À coeur ouvert 14 mars 2018

Quand la maladie nous oblige à nous choisir

Vous êtes-vous déjà demandé ce que vous feriez si, soudainement, on vous apprenait que vous étiez gravement malade? Est-ce que vous penseriez à vous, à votre guérison ou uniquement à votre ferme?

Vous le savez, l’entreprise est régulièrement au sommet des priorités de l’agriculteur. Cette semaine, nous présentons le témoignage d’un producteur de lait qui a toujours fait passer ses vaches avant lui, jusqu’au jour où le cancer l’a obligé à se placer au premier rang de ses priorités.

coeur_ouvertCependant, cela ne s’est pas fait instantanément à l’annonce du diagnostic de cancer à l’estomac. Non, ce n’est pas pour lui qu’il s’est d’abord inquiété. Il n’a même pas posé de questions au médecin sur ce qui allait lui arriver, le genre de traitements, ni le pronostic. « Qu’est-ce que je vais faire avec les vaches et la ferme? » Voilà ce pour quoi il s’en faisait. C’est ce qui était le plus stressant pour lui. « Moi, c’était secondaire », dit-il. Il s’oubliait, même dans la maladie. « Ça n’a pas de bon sens. Je n’ai même pas pensé à moi », confie-t-il maintenant avec du recul.

La chimio qui réveille

C’est lorsqu’on lui a parlé de traitements de chimiothérapie qu’il a commencé à réaliser ce qui lui arrivait. Lui qui s’était toujours occupé seul de sa ferme devait trouver un employé pour le remplacer. Pendant les traitements, il n’a guère eu l’énergie pour ruminer ni stresser. Par contre, après ceux-ci, il s’est mis à se questionner et à être inquiet. Il raconte : « Comme j’étais habitué à tout faire par moi-même et que je ne suis pas du genre à déléguer facilement mes affaires, ça venait trop me chercher. Je ne pouvais pas gérer mon entreprise de A à Z. Je trouvais ça de plus en plus difficile de ne pas être là. Je me sentais coupable de ne pas faire mon ouvrage. » Il était incapable de lâcher prise. Une troisième opération en quelques mois et la perspective d’autres traitements de chimio l’ont finalement obligé à penser à lui. Mais « ce n’est pas évident quand ta vie a toujours été centrée sur le travail, sept jours sur sept ».

Il a vendu son troupeau, la décision la plus difficile de sa vie, et a mis son quota en location pour deux ans. Maintenant, il profite de la vie. Il prend le temps de réfléchir à l’avenir. Il a compris qu’il pouvait se choisir d’abord et avant tout. « Ce gros bouleversement m’a finalement fait réaliser que je n’avais jamais vraiment pensé à moi. Avant, je vivais seulement pour l’entreprise. Aujourd’hui, je vis pour moi! Je m’ennuie parfois de la ferme, mais ce n’est pas majeur. J’étais sans doute rendu là sans le savoir. »

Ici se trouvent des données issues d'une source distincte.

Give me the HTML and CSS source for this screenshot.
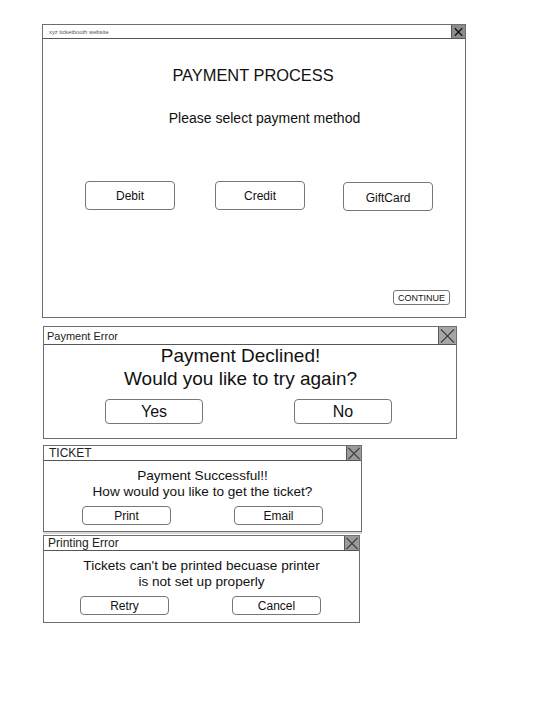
FILE: index.html
```html
<!DOCTYPE html>
<html>
<head>
<meta charset="utf-8">
<link rel="stylesheet" href="styles.css">
</head>
<body>
<div class="stack">
  <section class="win win-main">
    <header class="bar bar-main">
      <span class="bar-title tiny">xyz ticketbooth website</span>
      <span class="close close-main"><svg viewBox="0 0 14 14" width="14" height="14"><path d="M3 3L11 11M11 3L3 11" stroke="#111" stroke-width="1.3"/></svg></span>
    </header>
    <div class="main-body">
      <h1 class="main-heading">PAYMENT PROCESS</h1>
      <p class="main-sub">Please select payment method</p>
      <div class="method-row">
        <button class="btn btn-method">Debit</button>
        <button class="btn btn-method">Credit</button>
        <button class="btn btn-method btn-gift">GiftCard</button>
      </div>
      <div class="continue-row">
        <button class="btn btn-continue">CONTINUE</button>
      </div>
    </div>
  </section>

  <section class="win win-error">
    <header class="bar bar-error">
      <span class="bar-title title-error">Payment Error</span>
      <span class="close close-error"><svg viewBox="0 0 18 18" width="18" height="18"><path d="M2 2L16 16M16 2L2 16" stroke="#333" stroke-width="1.2"/></svg></span>
    </header>
    <div class="error-body">
      <p class="error-text">Payment Declined!<br>Would you like to try again?</p>
      <div class="error-row">
        <button class="btn btn-big">Yes</button>
        <button class="btn btn-big">No</button>
      </div>
    </div>
  </section>

  <section class="win win-ticket">
    <header class="bar bar-small">
      <span class="bar-title title-small">TICKET</span>
      <span class="close close-small"><svg viewBox="0 0 15 15" width="15" height="15"><path d="M1.5 1.5L13.5 13.5M13.5 1.5L1.5 13.5" stroke="#333" stroke-width="1.1"/></svg></span>
    </header>
    <div class="small-body">
      <p class="small-text">Payment Successful!!<br>How would you like to get the ticket?</p>
      <div class="small-row ticket-row">
        <button class="btn btn-small">Print</button>
        <button class="btn btn-small">Email</button>
      </div>
    </div>
  </section>

  <section class="win win-print">
    <header class="bar bar-small">
      <span class="bar-title title-small title-print">Printing Error</span>
      <span class="close close-small"><svg viewBox="0 0 15 15" width="15" height="15"><path d="M1.5 1.5L13.5 13.5M13.5 1.5L1.5 13.5" stroke="#333" stroke-width="1.1"/></svg></span>
    </header>
    <div class="small-body">
      <p class="small-text">Tickets can't be printed becuase printer<br>is not set up properly</p>
      <div class="small-row print-row">
        <button class="btn btn-small">Retry</button>
        <button class="btn btn-small">Cancel</button>
      </div>
    </div>
  </section>
</div>
</body>
</html>
```

FILE: styles.css
```css
* { box-sizing: border-box; }
html, body { margin: 0; padding: 0; background: #fff; }
body {
  font-family: "Liberation Sans", Arial, sans-serif;
  color: #111;
}
p, h1 { margin: 0; font-weight: normal; }

.stack {
  display: flex;
  flex-direction: column;
  align-items: flex-start;
  padding: 24px 0 0 42px;
}

.win {
  border: 1px solid #6e6e6e;
  background: #fff;
  display: flex;
  flex-direction: column;
}

.bar {
  display: flex;
  align-items: center;
  justify-content: space-between;
  border-bottom: 1px solid #555;
}
.bar-title { padding-left: 5px; color: #222; }
.close {
  display: flex;
  align-self: stretch;
  background: #9a9a9a;
  border-left: 1px solid #555;
}
.close svg { display: block; }

/* main window */
.win-main { width: 424px; height: 294px; }
.bar-main { height: 14px; }
.tiny { font-size: 5.8px; color: #555; padding-left: 6px; }
.close-main { background: #8c8c8c; width: 14px; }
.main-body {
  flex: 1;
  display: flex;
  flex-direction: column;
  align-items: stretch;
}
.main-heading {
  font-size: 16.4px;
  line-height: 20px;
  text-align: center;
  margin-top: 26px;
  padding-right: 2px;
}
.main-sub {
  font-size: 14px;
  line-height: 18px;
  text-align: center;
  margin-top: 24px;
  padding-left: 21px;
}
.method-row {
  display: flex;
  gap: 40px;
  padding-left: 42px;
  margin-top: 54px;
}
.btn {
  font-family: "Liberation Sans", Arial, sans-serif;
  background: #fff;
  color: #111;
  border: 1px solid #777;
  border-radius: 4px;
  padding: 0;
  display: flex;
  align-items: center;
  justify-content: center;
}
.btn-method { width: 90px; height: 29px; font-size: 12px; }
.btn-gift { margin-top: 1px; padding-top: 3px; margin-left: -2px; }
.continue-row {
  margin-top: auto;
  display: flex;
  justify-content: flex-end;
  padding: 0 15px 12px 0;
}
.btn-continue {
  width: 57px;
  height: 15px;
  font-size: 9px;
  border-radius: 3px;
}

/* payment error */
.win-error { width: 414px; height: 113px; margin-top: 8px; margin-left: 1px; }
.bar-error { height: 18px; }
.title-error { font-size: 11px; padding-left: 3px; }
.close-error { width: 18px; background: #a6a6a6; }
.error-body { display: flex; flex-direction: column; }
.error-text {
  font-size: 19px;
  line-height: 23px;
  text-align: center;
  padding-right: 19px;
  margin-top: -1px;
}
.error-row {
  display: flex;
  gap: 91px;
  padding-left: 61px;
  margin-top: 9px;
}
.btn-big { width: 98px; height: 25px; font-size: 16px; }

/* small dialogs */
.win-ticket { width: 319px; height: 87px; margin-top: 6px; margin-left: 1px; box-shadow: 0 2px 0 #d8d8d8; }
.win-print { width: 317px; height: 88px; margin-top: 3px; margin-left: 1px; }
.bar-small { height: 15px; }
.title-small { font-size: 12px; padding-left: 5px; }
.title-print { padding-left: 4px; }
.close-small { width: 15px; background: #9a9a9a; }
.small-body { display: flex; flex-direction: column; padding-top: 7px; }
.small-text {
  font-size: 13.6px;
  line-height: 16px;
  text-align: center;
}
.small-row { display: flex; gap: 63px; margin-top: 6px; }
.ticket-row { padding-left: 38px; }
.print-row { padding-left: 36px; }
.btn-small { width: 89px; height: 19px; font-size: 12px; }
```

Durant cette période de fortes turbulences, il a vécu de vives émotions. Lui qui n’avait jamais souffert d’insomnie ne parvenait plus à dormir et était vraiment stressé. C’est alors qu’il a fait appel à une travailleuse de rang pour l’aider à traverser les étapes plus difficiles, telles que des annonces qu’il n’arrivait pas à faire et la vente du troupeau dont il n’avait pas la force de s’occuper. Il confie que durant toute cette période tumultueuse, il n’y a que de bonnes personnes qui ont été mises sur son chemin, et qu’aucun producteur agricole ne devrait se priver des services d’un travailleur de rang.